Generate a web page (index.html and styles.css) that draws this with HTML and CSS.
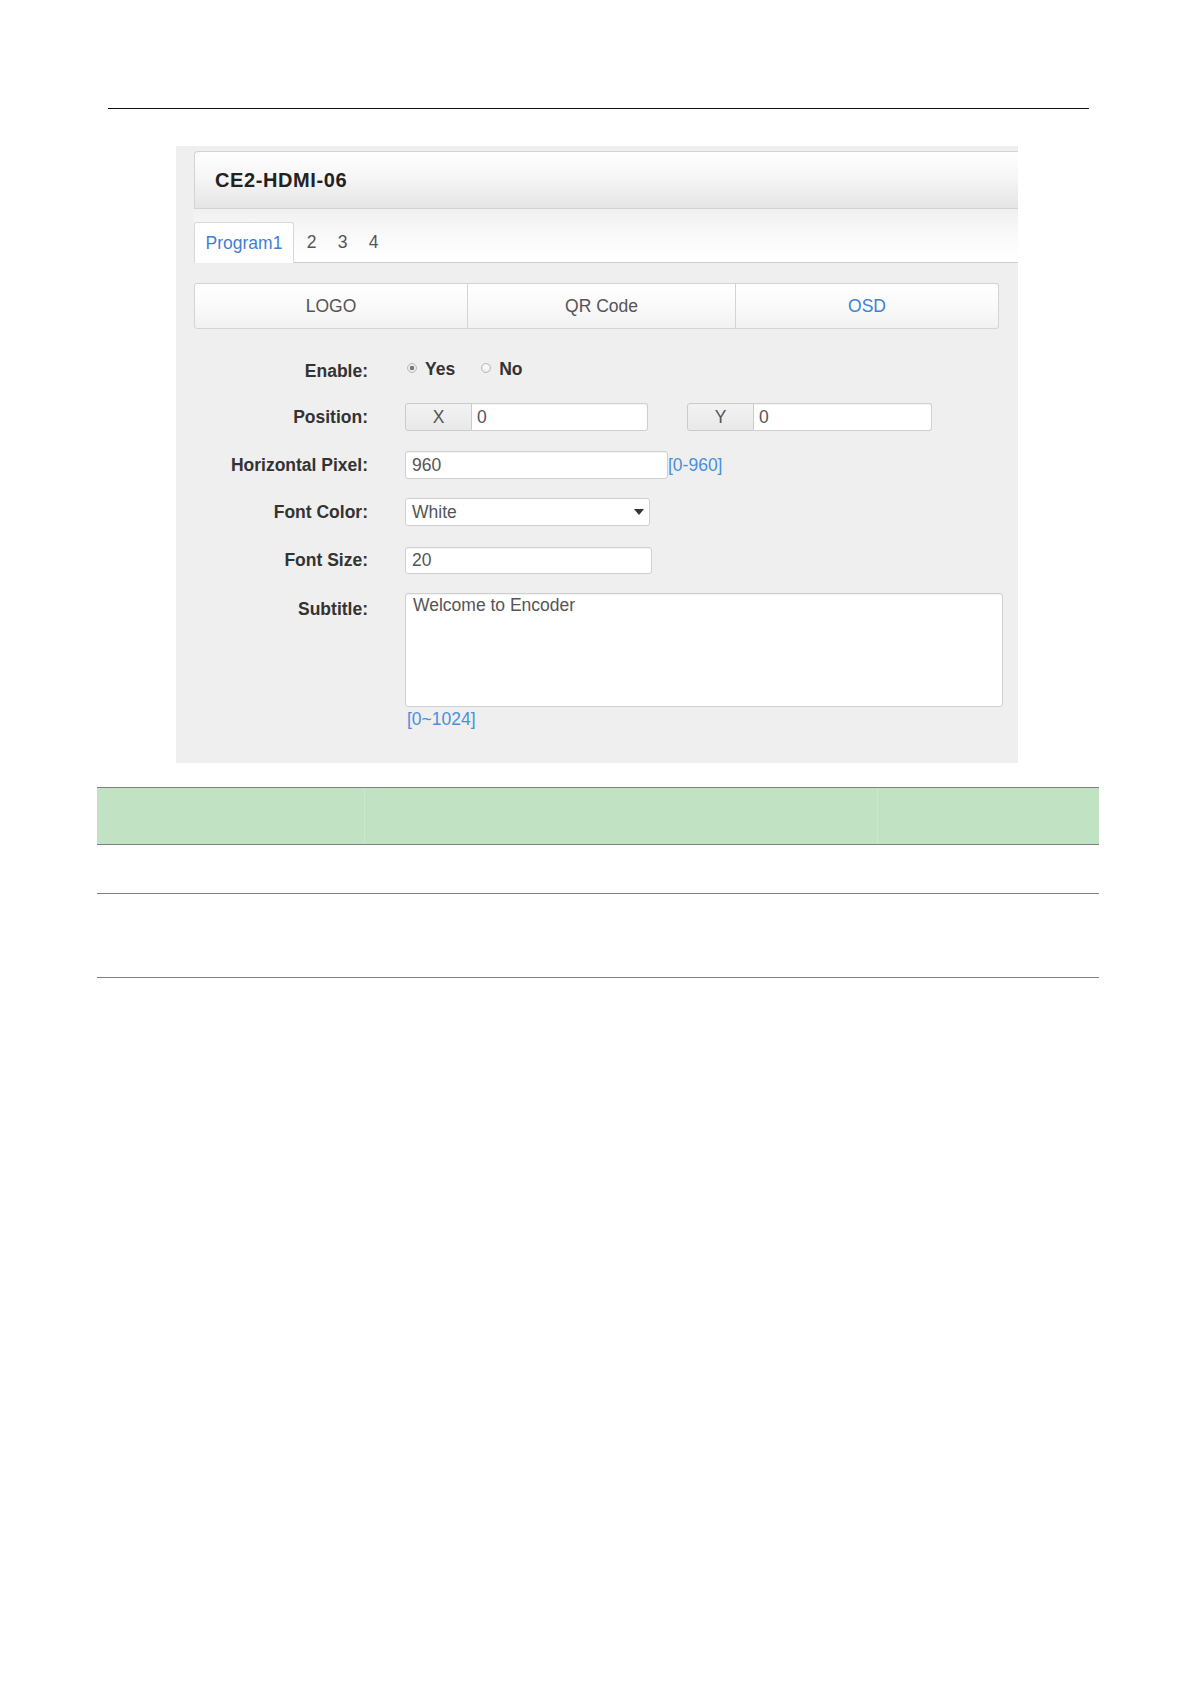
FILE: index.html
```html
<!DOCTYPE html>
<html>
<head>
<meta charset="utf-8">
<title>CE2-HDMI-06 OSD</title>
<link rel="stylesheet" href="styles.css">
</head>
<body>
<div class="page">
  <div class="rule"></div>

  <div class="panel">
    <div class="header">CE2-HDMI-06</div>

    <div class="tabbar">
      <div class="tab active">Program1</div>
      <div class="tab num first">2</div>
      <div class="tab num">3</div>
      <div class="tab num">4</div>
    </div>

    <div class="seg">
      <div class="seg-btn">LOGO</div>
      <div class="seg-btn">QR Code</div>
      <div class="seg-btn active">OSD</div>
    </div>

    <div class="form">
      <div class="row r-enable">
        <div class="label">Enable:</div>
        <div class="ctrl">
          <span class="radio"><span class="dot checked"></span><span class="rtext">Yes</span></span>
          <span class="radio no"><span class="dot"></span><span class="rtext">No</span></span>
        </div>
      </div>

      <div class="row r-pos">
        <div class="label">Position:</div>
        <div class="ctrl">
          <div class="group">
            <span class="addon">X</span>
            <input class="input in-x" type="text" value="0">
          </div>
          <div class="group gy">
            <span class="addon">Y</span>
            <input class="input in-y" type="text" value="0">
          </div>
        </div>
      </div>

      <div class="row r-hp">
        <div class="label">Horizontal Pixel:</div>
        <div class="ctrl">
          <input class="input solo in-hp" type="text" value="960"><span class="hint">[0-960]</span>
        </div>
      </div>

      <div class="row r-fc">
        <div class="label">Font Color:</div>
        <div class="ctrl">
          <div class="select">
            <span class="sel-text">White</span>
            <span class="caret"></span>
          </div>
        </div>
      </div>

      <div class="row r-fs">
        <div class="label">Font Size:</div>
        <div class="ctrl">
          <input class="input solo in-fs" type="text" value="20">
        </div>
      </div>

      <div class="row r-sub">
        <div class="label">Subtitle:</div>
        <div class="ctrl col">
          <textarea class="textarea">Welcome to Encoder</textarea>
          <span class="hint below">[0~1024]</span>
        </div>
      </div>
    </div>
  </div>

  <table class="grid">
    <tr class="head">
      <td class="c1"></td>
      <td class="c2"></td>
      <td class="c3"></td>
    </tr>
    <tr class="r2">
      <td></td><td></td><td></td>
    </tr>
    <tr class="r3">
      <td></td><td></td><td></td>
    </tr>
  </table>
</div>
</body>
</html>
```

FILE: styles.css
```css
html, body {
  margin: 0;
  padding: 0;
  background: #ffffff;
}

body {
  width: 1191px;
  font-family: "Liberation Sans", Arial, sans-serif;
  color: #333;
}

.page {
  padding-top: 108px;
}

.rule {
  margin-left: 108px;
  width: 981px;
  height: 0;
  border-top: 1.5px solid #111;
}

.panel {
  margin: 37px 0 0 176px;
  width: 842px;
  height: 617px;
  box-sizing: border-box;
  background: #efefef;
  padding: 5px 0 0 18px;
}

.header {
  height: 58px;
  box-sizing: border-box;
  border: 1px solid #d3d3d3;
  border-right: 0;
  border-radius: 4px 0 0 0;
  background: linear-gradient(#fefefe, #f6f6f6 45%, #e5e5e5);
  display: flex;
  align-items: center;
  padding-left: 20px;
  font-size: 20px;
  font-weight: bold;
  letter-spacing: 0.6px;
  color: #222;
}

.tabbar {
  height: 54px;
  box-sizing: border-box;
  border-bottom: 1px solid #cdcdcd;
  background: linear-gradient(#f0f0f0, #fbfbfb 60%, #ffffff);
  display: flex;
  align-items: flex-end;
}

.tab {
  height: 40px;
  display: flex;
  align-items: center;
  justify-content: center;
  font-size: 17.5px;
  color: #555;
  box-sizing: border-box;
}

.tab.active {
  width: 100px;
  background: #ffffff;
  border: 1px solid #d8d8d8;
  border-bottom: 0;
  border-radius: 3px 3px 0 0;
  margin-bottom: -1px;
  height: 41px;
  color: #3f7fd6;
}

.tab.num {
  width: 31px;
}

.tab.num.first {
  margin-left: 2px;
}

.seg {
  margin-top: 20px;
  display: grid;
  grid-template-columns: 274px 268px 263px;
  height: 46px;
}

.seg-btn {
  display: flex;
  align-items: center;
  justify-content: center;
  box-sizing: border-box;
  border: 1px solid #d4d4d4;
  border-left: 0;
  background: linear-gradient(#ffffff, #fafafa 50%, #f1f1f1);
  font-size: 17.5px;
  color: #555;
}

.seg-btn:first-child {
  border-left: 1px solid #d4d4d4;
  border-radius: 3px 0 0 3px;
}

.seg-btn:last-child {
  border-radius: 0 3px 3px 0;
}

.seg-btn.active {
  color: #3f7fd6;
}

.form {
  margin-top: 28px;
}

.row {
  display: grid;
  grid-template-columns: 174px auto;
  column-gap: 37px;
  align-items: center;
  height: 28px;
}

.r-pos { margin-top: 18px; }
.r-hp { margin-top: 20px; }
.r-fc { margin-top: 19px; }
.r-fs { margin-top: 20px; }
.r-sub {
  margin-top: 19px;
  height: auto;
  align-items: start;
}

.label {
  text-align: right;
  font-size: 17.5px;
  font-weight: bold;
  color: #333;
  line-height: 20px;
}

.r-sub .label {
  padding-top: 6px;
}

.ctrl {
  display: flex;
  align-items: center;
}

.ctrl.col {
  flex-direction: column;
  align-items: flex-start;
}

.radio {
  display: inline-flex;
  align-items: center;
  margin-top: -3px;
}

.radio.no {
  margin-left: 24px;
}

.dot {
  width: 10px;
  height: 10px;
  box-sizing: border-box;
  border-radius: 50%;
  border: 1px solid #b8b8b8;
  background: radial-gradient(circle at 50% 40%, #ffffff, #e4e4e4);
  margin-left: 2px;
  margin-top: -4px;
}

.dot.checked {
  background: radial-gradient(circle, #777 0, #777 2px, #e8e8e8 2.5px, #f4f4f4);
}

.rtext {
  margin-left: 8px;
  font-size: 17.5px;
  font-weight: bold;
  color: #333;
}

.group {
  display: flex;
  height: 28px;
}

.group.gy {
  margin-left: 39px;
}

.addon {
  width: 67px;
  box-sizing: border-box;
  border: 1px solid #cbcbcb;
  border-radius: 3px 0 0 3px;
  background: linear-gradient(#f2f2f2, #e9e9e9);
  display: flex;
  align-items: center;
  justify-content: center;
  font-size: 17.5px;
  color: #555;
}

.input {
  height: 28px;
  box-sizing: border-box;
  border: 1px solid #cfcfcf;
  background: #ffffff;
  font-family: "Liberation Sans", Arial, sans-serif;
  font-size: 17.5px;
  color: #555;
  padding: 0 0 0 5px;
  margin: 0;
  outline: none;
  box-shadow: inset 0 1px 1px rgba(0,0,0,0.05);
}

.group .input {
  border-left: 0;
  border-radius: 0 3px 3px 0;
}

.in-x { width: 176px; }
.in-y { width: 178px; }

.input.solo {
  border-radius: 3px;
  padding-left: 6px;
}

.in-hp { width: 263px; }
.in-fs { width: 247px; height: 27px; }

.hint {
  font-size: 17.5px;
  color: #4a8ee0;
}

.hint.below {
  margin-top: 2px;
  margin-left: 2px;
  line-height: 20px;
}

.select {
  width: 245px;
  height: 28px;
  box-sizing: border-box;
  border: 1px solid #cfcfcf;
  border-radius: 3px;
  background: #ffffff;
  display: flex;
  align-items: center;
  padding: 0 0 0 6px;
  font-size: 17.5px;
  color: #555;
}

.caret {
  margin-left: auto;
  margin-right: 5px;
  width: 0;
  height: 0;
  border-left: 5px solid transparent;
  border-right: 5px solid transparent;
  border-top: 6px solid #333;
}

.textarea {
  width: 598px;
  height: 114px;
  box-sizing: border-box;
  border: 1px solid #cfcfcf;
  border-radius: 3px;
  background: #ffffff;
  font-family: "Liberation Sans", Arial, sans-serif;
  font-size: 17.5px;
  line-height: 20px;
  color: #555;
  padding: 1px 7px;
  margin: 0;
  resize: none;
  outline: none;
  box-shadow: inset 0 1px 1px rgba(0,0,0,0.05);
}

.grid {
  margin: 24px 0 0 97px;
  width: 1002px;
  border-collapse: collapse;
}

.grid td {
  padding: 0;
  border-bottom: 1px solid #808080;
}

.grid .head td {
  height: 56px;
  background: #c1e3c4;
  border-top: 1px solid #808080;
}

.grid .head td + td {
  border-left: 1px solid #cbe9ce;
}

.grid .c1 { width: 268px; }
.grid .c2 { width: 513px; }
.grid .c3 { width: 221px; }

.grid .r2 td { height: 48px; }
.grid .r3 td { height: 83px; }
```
===============
GIVEN TASK: Using the listing above, locate the lines that hold "styles" and copy each one.

EXERCISE ANSWER:
Generate a web page (index.html and styles.css) that draws this with HTML and CSS.
<link rel="stylesheet" href="styles.css">
FILE: styles.css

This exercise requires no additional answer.